### Goal
Each line below must be set down exactly; omit any image you find.

### Data extract
-----

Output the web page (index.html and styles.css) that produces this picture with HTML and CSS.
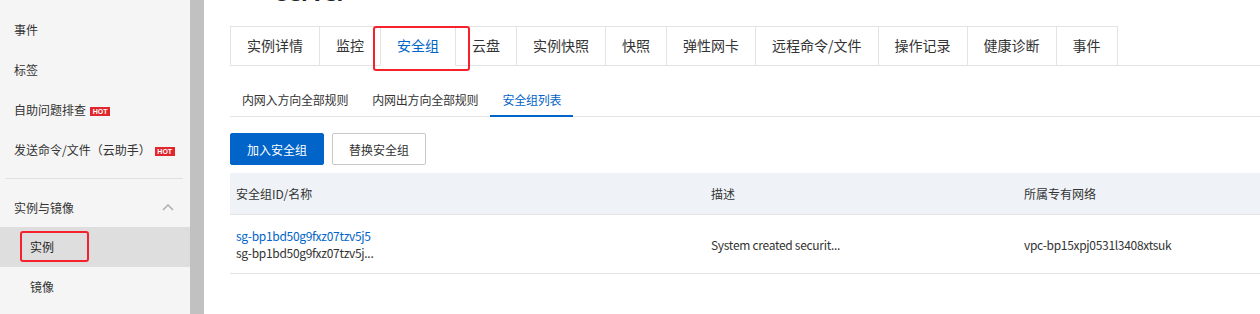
FILE: index.html
```html
<!DOCTYPE html>
<html lang="zh-CN">
<head>
  <meta charset="UTF-8" />
  <title>实例 - 安全组</title>
  <link rel="stylesheet" href="styles.css">
</head>
<body>

  <aside class="sidebar">
    <ul class="menu">
      <li class="menu-item">事件</li>
      <li class="menu-item">标签</li>
      <li class="menu-item">自助问题排查<span class="hot">HOT</span></li>
      <li class="menu-item">发送命令/文件（云助手）<span class="hot">HOT</span></li>
    </ul>
    <div class="menu-divider"></div>
    <div class="menu-group">
      <span>实例与镜像</span>
      <svg class="chevron" width="12" height="8" viewBox="0 0 12 8"><path d="M1 7 L6 2 L11 7" fill="none" stroke="#a8a8a8" stroke-width="1.3"/></svg>
    </div>
    <ul class="menu">
      <li class="menu-item sub active">实例<span class="mark mark-menu"></span></li>
      <li class="menu-item sub">镜像</li>
    </ul>
  </aside>

  <div class="splitter"></div>

  <main class="content">
    <div class="title"><span>-server</span></div>

    <div class="tabs">
      <div class="tab">实例详情</div>
      <div class="tab">监控</div>
      <div class="tab active">安全组</div>
      <div class="tab">云盘</div>
      <div class="tab">实例快照</div>
      <div class="tab">快照</div>
      <div class="tab">弹性网卡</div>
      <div class="tab">远程命令/文件</div>
      <div class="tab">操作记录</div>
      <div class="tab">健康诊断</div>
      <div class="tab">事件</div>
      <span class="mark mark-tab"></span>
    </div>

    <div class="subtabs">
      <div class="subtab">内网入方向全部规则</div>
      <div class="subtab">内网出方向全部规则</div>
      <div class="subtab active">安全组列表</div>
    </div>

    <div class="toolbar">
      <button class="btn btn-primary">加入安全组</button>
      <button class="btn">替换安全组</button>
    </div>

    <div class="table">
      <div class="row head">
        <div class="cell">安全组ID/名称</div>
        <div class="cell">描述</div>
        <div class="cell">所属专有网络</div>
      </div>
      <div class="row body">
        <div class="cell">
          <a class="link" href="#">sg-bp1bd50g9fxz07tzv5j5</a>
          <div>sg-bp1bd50g9fxz07tzv5j...</div>
        </div>
        <div class="cell">System created securit...</div>
        <div class="cell">vpc-bp15xpj0531l3408xtsuk</div>
      </div>
    </div>
  </main>

</body>
</html>
```

FILE: styles.css
```css
* {
  box-sizing: border-box;
  margin: 0;
  padding: 0;
}

body {
  display: flex;
  height: 314px;
  overflow: hidden;
  font-family: "Noto Sans CJK SC", "Noto Sans", sans-serif;
  font-size: 12px;
  color: #333;
  background: #fff;
}

/* sidebar */
.sidebar {
  width: 190px;
  flex-shrink: 0;
  background: #f5f5f5;
  padding-top: 10px;
}

.menu {
  list-style: none;
}

.menu-item {
  position: relative;
  height: 40px;
  line-height: 40px;
  padding-left: 14px;
  white-space: nowrap;
}

.menu-item.sub {
  padding-left: 30px;
}

.menu-item.active {
  background: #dedede;
  color: #222;
}

.hot {
  display: inline-block;
  vertical-align: 1px;
  margin-left: 4px;
  width: 20px;
  height: 9px;
  line-height: 9px;
  background: #e2262d;
  color: #fff;
  font-size: 7px;
  font-weight: bold;
  text-align: center;
  font-family: "Liberation Sans", sans-serif;
}

.menu-divider {
  height: 1px;
  background: #e0e0e0;
  margin: 8px 7px 8px 5px;
}

.menu-group {
  display: flex;
  align-items: center;
  justify-content: space-between;
  height: 40px;
  padding: 0 16px 0 14px;
}

.splitter {
  width: 14px;
  flex-shrink: 0;
  background: #c1c1c1;
}

/* red annotation frames */
.mark {
  position: absolute;
  border: 2px solid #f5222d;
  border-radius: 3px;
  pointer-events: none;
}

.mark-menu {
  left: 20px;
  top: 4px;
  width: 69px;
  height: 31px;
}

.mark-tab {
  left: 143px;
  top: 0;
  width: 97px;
  height: 45px;
}

/* main */
.content {
  flex: 1;
  min-width: 0;
  padding-left: 26px;
  overflow: hidden;
}

.title {
  height: 26px;
  overflow: hidden;
  padding-left: 40px;
}

.title span {
  display: block;
  margin-top: -19px;
  font-family: "Open Sans", sans-serif;
  font-size: 22px;
  line-height: 22px;
  font-weight: bold;
  color: #222;
}

.tabs {
  position: relative;
  display: flex;
  border-bottom: 1px solid #e3e3e3;
}

.tab {
  height: 39px;
  line-height: 37px;
  padding: 0 16px;
  font-size: 14px;
  border: 1px solid #e3e3e3;
  border-left: none;
  border-bottom: none;
  background: #fff;
  white-space: nowrap;
}

.tab:first-child {
  border-left: 1px solid #e3e3e3;
}

.tab.active {
  color: #0064c8;
  height: 40px;
  margin-bottom: -1px;
}

.subtabs {
  display: flex;
  margin-top: 18px;
  height: 33px;
  border-bottom: 1px solid #e3e3e3;
}

.subtab {
  height: 33px;
  line-height: 31px;
  padding: 0 12px;
  letter-spacing: -0.2px;
  white-space: nowrap;
}

.subtab.active {
  color: #0064c8;
  border-bottom: 2px solid #0064c8;
}

.toolbar {
  display: flex;
  gap: 8px;
  margin-top: 16px;
}

.btn {
  height: 32px;
  padding: 0 16px;
  border: 1px solid #c8c8c8;
  border-radius: 2px;
  background: #fff;
  color: #333;
  font-family: inherit;
  font-size: 12px;
}

.btn-primary {
  background: #0064c8;
  border-color: #0064c8;
  color: #fff;
}

.table {
  margin-top: 8px;
  width: 1100px;
}

.row {
  display: grid;
  grid-template-columns: 475px 313px 1fr;
  align-items: center;
  height: 59px;
  border-bottom: 1px solid #e3e3e3;
}

.row.head {
  height: 42px;
  background: #eff3f8;
}

.cell {
  padding-left: 6px;
  line-height: 17px;
  white-space: nowrap;
}

.row.body .cell {
  letter-spacing: -0.3px;
}

.link {
  color: #0064c8;
  text-decoration: none;
}
```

-----

### Full solution
Output the web page (index.html and styles.css) that produces this picture with HTML and CSS.
FILE: index.html
```html
<!DOCTYPE html>
<html lang="zh-CN">
<head>
  <meta charset="UTF-8" />
  <title>实例 - 安全组</title>
  <link rel="stylesheet" href="styles.css">
</head>
<body>

  <aside class="sidebar">
    <ul class="menu">
      <li class="menu-item">事件</li>
      <li class="menu-item">标签</li>
      <li class="menu-item">自助问题排查<span class="hot">HOT</span></li>
      <li class="menu-item">发送命令/文件（云助手）<span class="hot">HOT</span></li>
    </ul>
    <div class="menu-divider"></div>
    <div class="menu-group">
      <span>实例与镜像</span>
      <svg class="chevron" width="12" height="8" viewBox="0 0 12 8"><path d="M1 7 L6 2 L11 7" fill="none" stroke="#a8a8a8" stroke-width="1.3"/></svg>
    </div>
    <ul class="menu">
      <li class="menu-item sub active">实例<span class="mark mark-menu"></span></li>
      <li class="menu-item sub">镜像</li>
    </ul>
  </aside>

  <div class="splitter"></div>

  <main class="content">
    <div class="title"><span>-server</span></div>

    <div class="tabs">
      <div class="tab">实例详情</div>
      <div class="tab">监控</div>
      <div class="tab active">安全组</div>
      <div class="tab">云盘</div>
      <div class="tab">实例快照</div>
      <div class="tab">快照</div>
      <div class="tab">弹性网卡</div>
      <div class="tab">远程命令/文件</div>
      <div class="tab">操作记录</div>
      <div class="tab">健康诊断</div>
      <div class="tab">事件</div>
      <span class="mark mark-tab"></span>
    </div>

    <div class="subtabs">
      <div class="subtab">内网入方向全部规则</div>
      <div class="subtab">内网出方向全部规则</div>
      <div class="subtab active">安全组列表</div>
    </div>

    <div class="toolbar">
      <button class="btn btn-primary">加入安全组</button>
      <button class="btn">替换安全组</button>
    </div>

    <div class="table">
      <div class="row head">
        <div class="cell">安全组ID/名称</div>
        <div class="cell">描述</div>
        <div class="cell">所属专有网络</div>
      </div>
      <div class="row body">
        <div class="cell">
          <a class="link" href="#">sg-bp1bd50g9fxz07tzv5j5</a>
          <div>sg-bp1bd50g9fxz07tzv5j...</div>
        </div>
        <div class="cell">System created securit...</div>
        <div class="cell">vpc-bp15xpj0531l3408xtsuk</div>
      </div>
    </div>
  </main>

</body>
</html>
```

FILE: styles.css
```css
* {
  box-sizing: border-box;
  margin: 0;
  padding: 0;
}

body {
  display: flex;
  height: 314px;
  overflow: hidden;
  font-family: "Noto Sans CJK SC", "Noto Sans", sans-serif;
  font-size: 12px;
  color: #333;
  background: #fff;
}

/* sidebar */
.sidebar {
  width: 190px;
  flex-shrink: 0;
  background: #f5f5f5;
  padding-top: 10px;
}

.menu {
  list-style: none;
}

.menu-item {
  position: relative;
  height: 40px;
  line-height: 40px;
  padding-left: 14px;
  white-space: nowrap;
}

.menu-item.sub {
  padding-left: 30px;
}

.menu-item.active {
  background: #dedede;
  color: #222;
}

.hot {
  display: inline-block;
  vertical-align: 1px;
  margin-left: 4px;
  width: 20px;
  height: 9px;
  line-height: 9px;
  background: #e2262d;
  color: #fff;
  font-size: 7px;
  font-weight: bold;
  text-align: center;
  font-family: "Liberation Sans", sans-serif;
}

.menu-divider {
  height: 1px;
  background: #e0e0e0;
  margin: 8px 7px 8px 5px;
}

.menu-group {
  display: flex;
  align-items: center;
  justify-content: space-between;
  height: 40px;
  padding: 0 16px 0 14px;
}

.splitter {
  width: 14px;
  flex-shrink: 0;
  background: #c1c1c1;
}

/* red annotation frames */
.mark {
  position: absolute;
  border: 2px solid #f5222d;
  border-radius: 3px;
  pointer-events: none;
}

.mark-menu {
  left: 20px;
  top: 4px;
  width: 69px;
  height: 31px;
}

.mark-tab {
  left: 143px;
  top: 0;
  width: 97px;
  height: 45px;
}

/* main */
.content {
  flex: 1;
  min-width: 0;
  padding-left: 26px;
  overflow: hidden;
}

.title {
  height: 26px;
  overflow: hidden;
  padding-left: 40px;
}

.title span {
  display: block;
  margin-top: -19px;
  font-family: "Open Sans", sans-serif;
  font-size: 22px;
  line-height: 22px;
  font-weight: bold;
  color: #222;
}

.tabs {
  position: relative;
  display: flex;
  border-bottom: 1px solid #e3e3e3;
}

.tab {
  height: 39px;
  line-height: 37px;
  padding: 0 16px;
  font-size: 14px;
  border: 1px solid #e3e3e3;
  border-left: none;
  border-bottom: none;
  background: #fff;
  white-space: nowrap;
}

.tab:first-child {
  border-left: 1px solid #e3e3e3;
}

.tab.active {
  color: #0064c8;
  height: 40px;
  margin-bottom: -1px;
}

.subtabs {
  display: flex;
  margin-top: 18px;
  height: 33px;
  border-bottom: 1px solid #e3e3e3;
}

.subtab {
  height: 33px;
  line-height: 31px;
  padding: 0 12px;
  letter-spacing: -0.2px;
  white-space: nowrap;
}

.subtab.active {
  color: #0064c8;
  border-bottom: 2px solid #0064c8;
}

.toolbar {
  display: flex;
  gap: 8px;
  margin-top: 16px;
}

.btn {
  height: 32px;
  padding: 0 16px;
  border: 1px solid #c8c8c8;
  border-radius: 2px;
  background: #fff;
  color: #333;
  font-family: inherit;
  font-size: 12px;
}

.btn-primary {
  background: #0064c8;
  border-color: #0064c8;
  color: #fff;
}

.table {
  margin-top: 8px;
  width: 1100px;
}

.row {
  display: grid;
  grid-template-columns: 475px 313px 1fr;
  align-items: center;
  height: 59px;
  border-bottom: 1px solid #e3e3e3;
}

.row.head {
  height: 42px;
  background: #eff3f8;
}

.cell {
  padding-left: 6px;
  line-height: 17px;
  white-space: nowrap;
}

.row.body .cell {
  letter-spacing: -0.3px;
}

.link {
  color: #0064c8;
  text-decoration: none;
}
```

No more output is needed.